We had never heard of Carrizozo, NM, a town of only 760 people on US Highway 380, but in Tularosa, NM, we saw brown signs pointing to the Valley of Fires Recreation Area. Brown signs in hundreds of places along our USA highways always indicate parks, museums, and other unusual points of interest, historic importance, and great recreation, which are protected by our tax dollars and are well worth visiting. We had loved seeing the picturesque, bare, red-orange boulder formations of Valley of Fire outside Las Vegas, Nevada, where many car commercials are filmed. Here at the Carrizozo Lava Flow, we found a vastly different landscape of 44 square miles of black lava deposited from many extrusions in the Earth’s thin crust when the hot lava pushed through these cracks and flowed over the landscape and then cooled and solidified. This occurred from 2,000 – 5,000 years ago, and it remains the newest volcanic eruption in the continental US, except for Mt. St. Helens in 1980, which left no surface lava flow but is building a lava dome instead. The landscape here in New Mexico is dotted with green, healthy desert vegetation, and our government has made this a well-planned informative, easy hike. In addition to learning from the brochure guide we could identify varieties of the lily family, mesquite trees, and other plants. Surprises await visitors in spring when many desert plants bloom in a variety of colors. We found a sighting tube pointing to Little Black Peak miles away to the North, which was likely the last vent to open in this area and is higher than the rest of the black lava.
There are many different kinds of lava formations, given Hawaiian names since Hawaii has many older and newer volcanic eruptions and lava types have already been named. Many collapsed areas of jagged pieces of lava were visible throughout and are called a’a. Ropey looking lava flows are called pahoehoe. Large holes in places throughout the black crust are where gas bubbles in the hot surface burst during the cooling period. In other places we saw pressure ridges, large cracks where lava surface cooled and hardened while the hot flow continued beneath the surface, pushing against the hardened area above and making it crack. Determined plants have been able to grow in this forbidding looking black lava. Prickly pear cacti and banana yucca are throughout the area, as are creosote, mesquite, sotol, bae grass and hedgehog cactus along with walking stick cholla. Weathered lava particles and dust blown into the cracks in the lava have created soil where the plant seeds can germinate. Other plants which have made it here are algerita with small holly-like leaves. Some gray-green four-winged salt bushes are here, along with apache plume, little leaf sumac, and one-seed juniper. We were delighted to find signs identifying some of these desert plants, as few places where we have hiked have been so informative of local vegetation.
Although it seems impossible to people of our world today, prehistoric people were able to live here, discover which plants provided food and fiber, hunt the small animals who have learned to survive their habitat here. Several kinds of bats, many small birds, and insects live in this area also.

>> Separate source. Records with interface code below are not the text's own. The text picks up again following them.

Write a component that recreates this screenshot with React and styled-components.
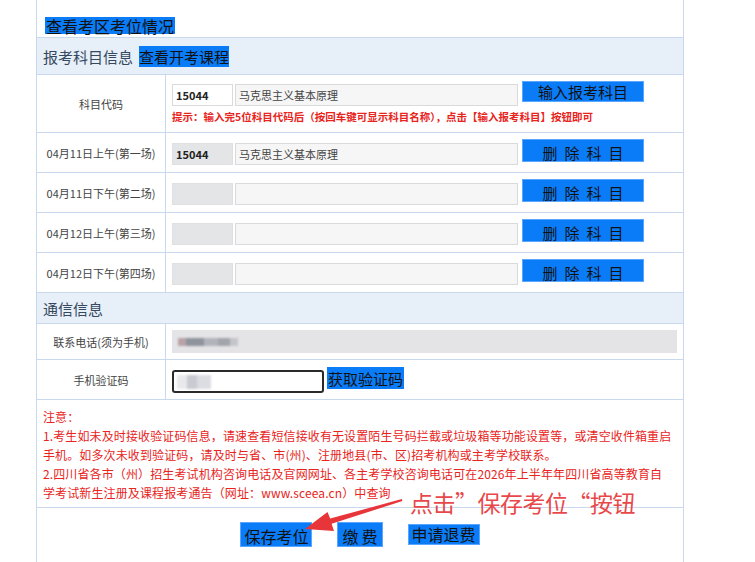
import React from 'react';
import styled, { createGlobalStyle } from 'styled-components';

const FONT = `"Noto Sans CJK SC", "Noto Sans", "Liberation Sans", sans-serif`;
const BLUE = '#0a7cf8';
const LINE = '#cad8ee';
const RED = '#e8241c';

const Global = createGlobalStyle`
  html, body { margin: 0; padding: 0; background: #fff; }
  body { font-family: ${FONT}; width: 755px; height: 562px; overflow: hidden; }
`;

const Frame = styled.div`
  position: relative;
  width: 755px;
  height: 562px;
  overflow: hidden;
`;

const Page = styled.div`
  margin-left: 36px;
  width: 648px;
  height: 562px;
  box-sizing: border-box;
  border-left: 1px solid ${LINE};
  border-right: 1px solid ${LINE};
`;

const TopBar = styled.div`
  height: 38px;
  box-sizing: border-box;
  border-bottom: 1px solid ${LINE};
  padding: 14px 0 0 8px;
`;

const Highlight = styled.span`
  display: inline-block;
  background: ${BLUE};
  color: #111;
  font-size: ${p => p.$size || 16}px;
  line-height: ${p => p.$lh || p.$h || 16}px;
  height: ${p => p.$h || 16}px;
  padding: 0 ${p => p.$pad || 0}px;
  margin-left: ${p => p.$ml || 0}px;
  white-space: nowrap;
`;

const SectionHeader = styled.div`
  height: ${p => p.$h}px;
  box-sizing: border-box;
  border-bottom: 1px solid ${LINE};
  background: #e7eff9;
  display: flex;
  align-items: center;
  gap: 6px;
  padding-left: 6px;
  font-size: 15px;
  color: #34495e;
`;

const Row = styled.div`
  display: grid;
  grid-template-columns: 129px 1fr;
  height: ${p => p.$h}px;
  box-sizing: border-box;
  border-bottom: 1px solid ${LINE};
`;

const Label = styled.div`
  border-right: 1px solid ${LINE};
  display: flex;
  align-items: center;
  justify-content: center;
  font-size: 11px;
  color: #444;
  white-space: nowrap;
`;

const Cell = styled.div`
  padding: ${p => p.$top || 0}px 0 0 6px;
  display: flex;
  flex-direction: column;
`;

const Line = styled.div`
  display: flex;
  align-items: flex-start;
`;

const Box = styled.div`
  box-sizing: border-box;
  width: ${p => p.$w}px;
  height: ${p => p.$h || 22}px;
  margin-top: ${p => p.$mt || 0}px;
  margin-left: ${p => p.$ml || 0}px;
  border: ${p => p.$bw || 1}px solid ${p => p.$border || '#dadada'};
  background: ${p => p.$bg || '#fff'};
  border-radius: ${p => p.$r || 0}px;
  display: flex;
  align-items: center;
  padding-left: 3px;
  font-size: 11px;
  color: ${p => p.$color || '#444'};
  font-weight: ${p => p.$bold ? 700 : 400};
  overflow: hidden;
  white-space: nowrap;
`;

const ActionButton = styled.div`
  box-sizing: border-box;
  width: 122px;
  height: ${p => p.$h || 21}px;
  margin-left: 4px;
  padding-left: ${p => p.$ls || 0}px;
  background: ${BLUE};
  border: 1px solid #5aa6ff;
  color: #111;
  font-size: 15px;
  line-height: ${p => p.$lh || 18}px;
  display: flex;
  align-items: flex-end;
  justify-content: center;
  letter-spacing: ${p => p.$ls || 0}px;
  overflow: hidden;
  white-space: nowrap;
`;

const Hint = styled.div`
  margin-top: 5px;
  font-size: 10.5px;
  line-height: 12px;
  font-weight: 700;
  color: ${RED};
  white-space: nowrap;
`;

const Blur = styled.div`
  display: flex;
  align-items: center;
  filter: blur(1.3px);
  margin-left: ${p => p.$ml || 0}px;
`;

const Chip = styled.span`
  display: block;
  width: ${p => p.$w}px;
  height: ${p => p.$h || 8}px;
  background: ${p => p.$c};
`;

const Notes = styled.div`
  height: 108px;
  box-sizing: border-box;
  border-bottom: 1px solid ${LINE};
  padding: 7px 0 0 6px;
  font-size: 12px;
  line-height: 19px;
  letter-spacing: 0.12px;
  color: ${RED};
  white-space: nowrap;
`;

const ButtonBar = styled.div`
  display: flex;
  justify-content: center;
  align-items: flex-start;
  gap: 25px;
  padding-top: 14px;
`;

const BottomButton = styled.div`
  box-sizing: border-box;
  height: ${p => p.$h || 25}px;
  margin-top: ${p => p.$mt || 0}px;
  padding: 0 ${p => p.$pad || 3}px 0 ${p => (p.$pad || 3) + (p.$ls || 0)}px;
  background: ${BLUE};
  border: 1px solid #5aa6ff;
  color: #111;
  font-size: 16px;
  line-height: ${p => p.$lh || 20}px;
  display: flex;
  align-items: flex-end;
  justify-content: center;
  letter-spacing: ${p => p.$ls || 0}px;
  white-space: nowrap;
`;

const Overlay = styled.svg`
  position: absolute;
  left: 0;
  top: 0;
  pointer-events: none;
`;

const Annotation = styled.div`
  position: absolute;
  left: 410px;
  top: 487px;
  font-size: 23px;
  line-height: 30px;
  color: #e8484a;
  white-space: nowrap;
  letter-spacing: -0.5px;
`;

const sessions = [
  { label: '04月11日上午(第一场)', code: '15044', name: '马克思主义基本原理' },
  { label: '04月11日下午(第二场)', code: '', name: '' },
  { label: '04月12日上午(第三场)', code: '', name: '' },
  { label: '04月12日下午(第四场)', code: '', name: '' },
];

export default function App() {
  return (
    <Frame>
      <Global />
      <Page>
        <TopBar>
          <Highlight $size={16} $h={17} $lh={18} $pad={1}>查看考区考位情况</Highlight>
        </TopBar>

        <SectionHeader $h={37}>
          <span>报考科目信息</span>
          <Highlight $size={15} $h={21} $lh={22}>查看开考课程</Highlight>
        </SectionHeader>

        <Row $h={58}>
          <Label>科目代码</Label>
          <Cell $top={6}>
            <Line>
              <Box $w={61} $mt={3} $bold $color="#222">15044</Box>
              <Box $w={283} $mt={3} $ml={2} $bg="#f6f6f6">马克思主义基本原理</Box>
              <ActionButton $h={21} $lh={18}>输入报考科目</ActionButton>
            </Line>
            <Hint>提示：输入完5位科目代码后（按回车键可显示科目名称），点击【输入报考科目】按钮即可</Hint>
          </Cell>
        </Row>

        {sessions.map(s => (
          <Row $h={40} key={s.label}>
            <Label>{s.label}</Label>
            <Cell $top={6}>
              <Line>
                <Box $w={61} $mt={4} $bg="#e4e5e7" $border="#e0e0e2" $bold $color="#222">{s.code}</Box>
                <Box $w={283} $mt={4} $ml={2} $bg="#f6f6f6">{s.name}</Box>
                <ActionButton $h={23} $lh={17} $ls={7}>删除科目</ActionButton>
              </Line>
            </Cell>
          </Row>
        ))}

        <SectionHeader $h={31}>
          <span>通信信息</span>
        </SectionHeader>

        <Row $h={36}>
          <Label>联系电话(须为手机)</Label>
          <Cell $top={6}>
            <Box $w={505} $h={23} $bg="#e4e4e6" $border="#e4e4e6">
              <Blur $ml={2}>
                <Chip $w={8} $c="#b9a3a8" />
                <Chip $w={18} $c="#8f939c" />
                <Chip $w={14} $c="#b2b4bb" />
                <Chip $w={12} $c="#a3a5ad" />
                <Chip $w={8} $c="#c4c5ca" />
              </Blur>
            </Box>
          </Cell>
        </Row>

        <Row $h={40}>
          <Label>手机验证码</Label>
          <Cell $top={7}>
            <Line>
              <Box $w={152} $h={23} $mt={3} $bw={2} $border="#2a2a2a" $r={3}>
                <Blur>
                  <Chip $w={10} $h={14} $c="#e9e9ec" />
                  <Chip $w={10} $h={14} $c="#c9cbd2" />
                  <Chip $w={14} $h={14} $c="#dcdde2" />
                </Blur>
              </Box>
              <Highlight $size={15} $h={22} $lh={24} $pad={1} $ml={3}>获取验证码</Highlight>
            </Line>
          </Cell>
        </Row>

        <Notes>
          <div>注意：</div>
          <div>1.考生如未及时接收验证码信息，请速查看短信接收有无设置陌生号码拦截或垃圾箱等功能设置等，或清空收件箱重启</div>
          <div>手机。如多次未收到验证码，请及时与省、市(州)、注册地县(市、区)招考机构或主考学校联系。</div>
          <div>2.四川省各市（州）招生考试机构咨询电话及官网网址、各主考学校咨询电话可在2026年上半年年四川省高等教育自</div>
          <div>学考试新生注册及课程报考通告（网址：www.sceea.cn）中查询</div>
        </Notes>

        <ButtonBar>
          <BottomButton $h={25} $pad={3}>保存考位</BottomButton>
          <BottomButton $h={25} $pad={1} $ls={3}>缴费</BottomButton>
          <BottomButton $h={21} $mt={2} $pad={3} $lh={19}>申请退费</BottomButton>
        </ButtonBar>
      </Page>

      <Overlay width="755" height="562" viewBox="0 0 755 562">
        <polygon
          fill="#e8353a"
          points="305,529 334,531 331.6,523.8 402.4,501 401.8,499 330.2,518.6 327.5,512"
        />
      </Overlay>
      <Annotation>点击”保存考位“按钮</Annotation>
    </Frame>
  );
}
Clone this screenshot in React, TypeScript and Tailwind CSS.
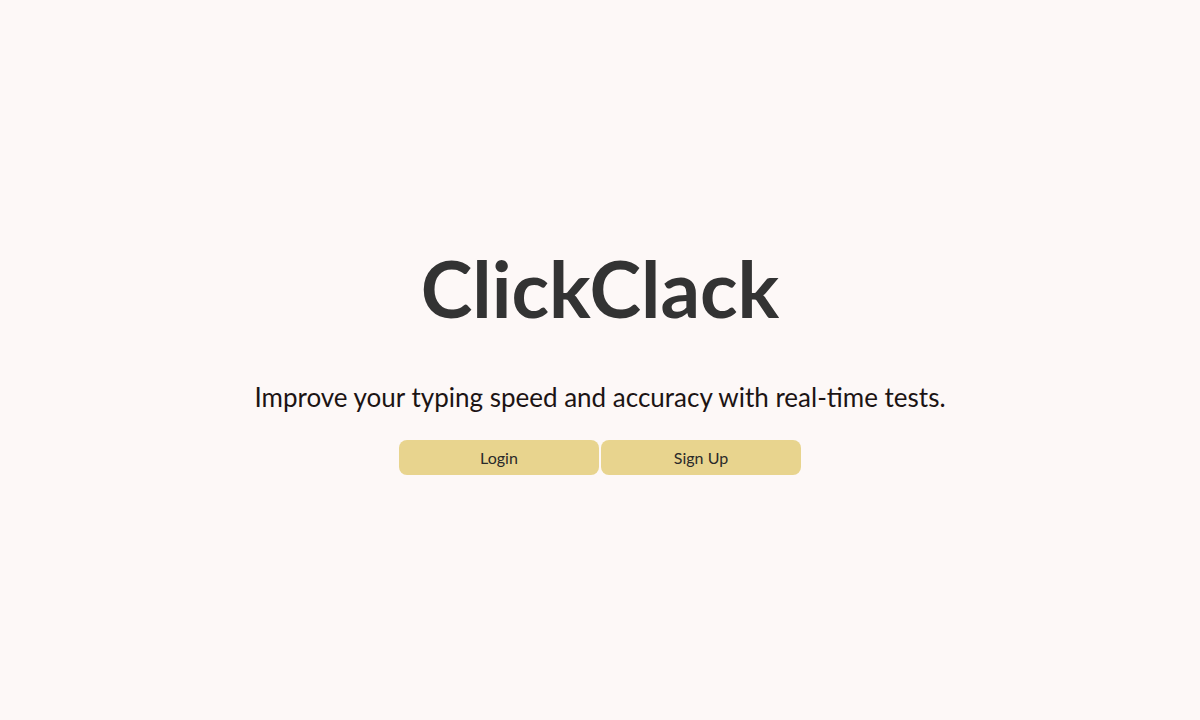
export default function App() {
  return (
    <div
      className="flex h-[720px] w-full flex-col items-center justify-center bg-[#fdf8f7]"
      style={{ fontFamily: "Lato, 'Open Sans', sans-serif" }}
    >
      <h1 className="mt-[4px] text-[78px] font-bold leading-none text-[#333333]">ClickClack</h1>
      <p className="mt-[57px] text-[26px] leading-none text-[#1c1414]">
        Improve your typing speed and accuracy with real-time tests.
      </p>
      <div className="mt-[30px] flex gap-[2px]">
        <button className="h-[35px] w-[200px] rounded-lg bg-[#e8d48e] text-base text-[#2a2a2a]">Login</button>
        <button className="h-[35px] w-[200px] rounded-lg bg-[#e8d48e] text-base text-[#2a2a2a]">Sign Up</button>
      </div>
    </div>
  );
}
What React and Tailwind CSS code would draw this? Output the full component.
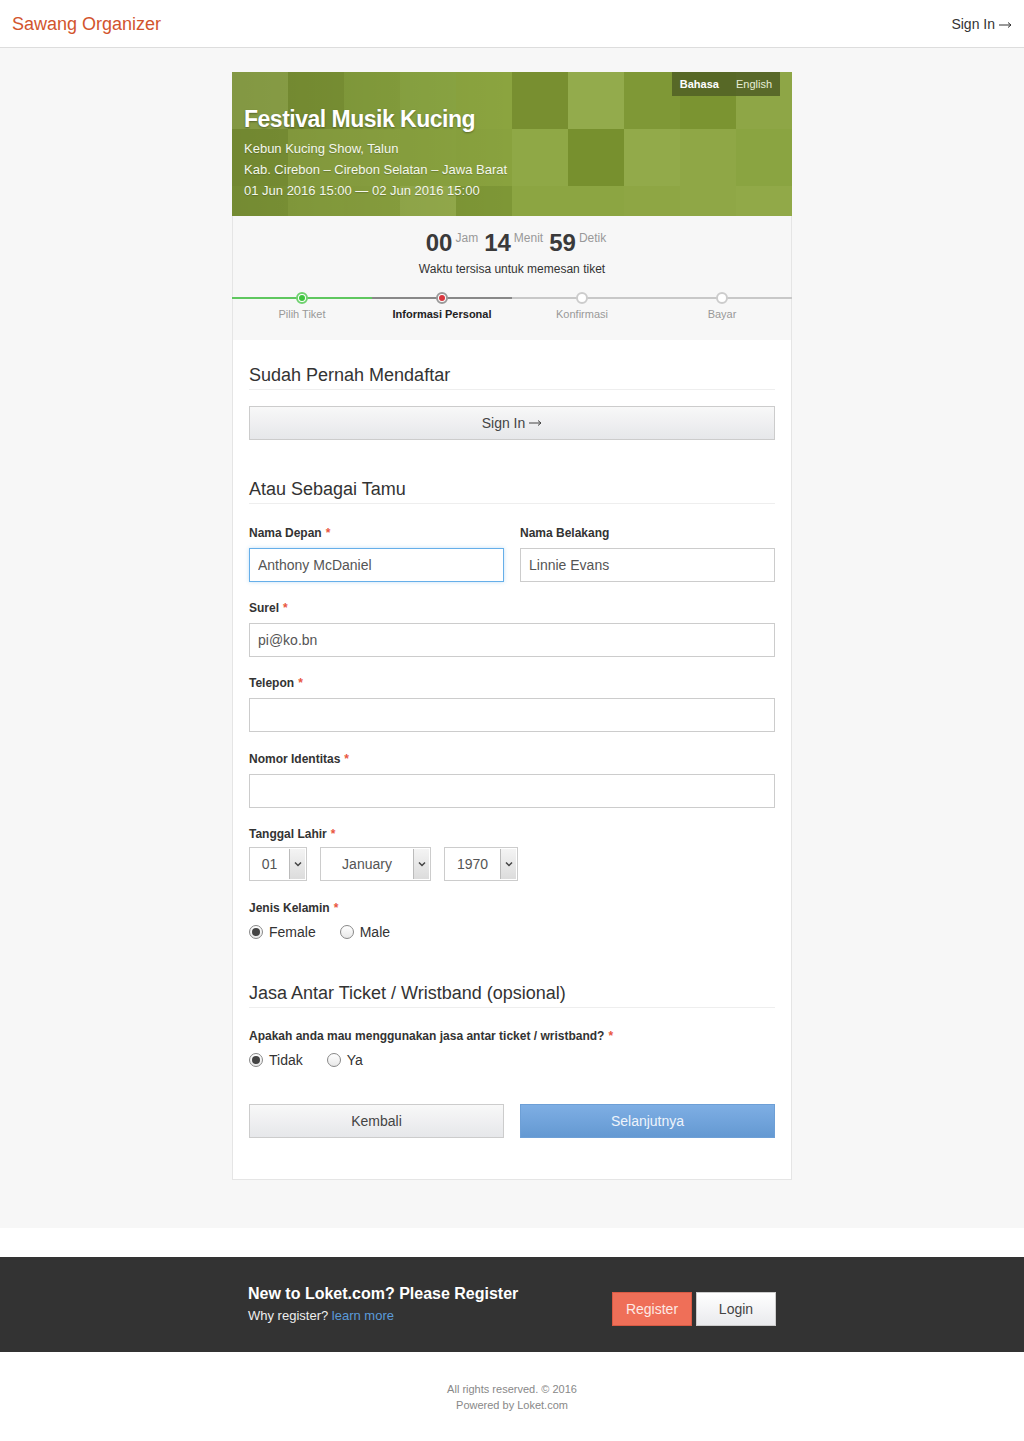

As with all our national monuments and protected lands this place is extremely well planned and has a very good one-mile nature trail loop with handicap accessible paved walkway, mostly level and with the desert plants named. A brochure explains what to watch for to have a lovely learning experience identifying the plants native to the unusual landscape of the high Chihuahuan Desert where the dinosaurs surely must have roamed. We were glad we had arrived in early morning while the summer temperatures were still below 90 degrees and there were cool breezes.
Back thousands of years before the volcanic eruption until just after the Ice Age ended, prehistoric humans had sheltered here, where the scientists have concluded there were plants and animals on which the Native populations could subsist. A later people, the Jornada branch of the Mogollon Culture, left pottery shards and stones they had used as tools, which reveal that they visited here. The Jornada peoples were an early branch of the Apaches, and this land became part of the vast area of the Mescalero Apache Tribe. Immigrant settlers from Europe and Mexico were not welcome here, and the desperate attacks by the natives defending the place they had long lived led to the establishment of Fort Stanton in 1855 near here.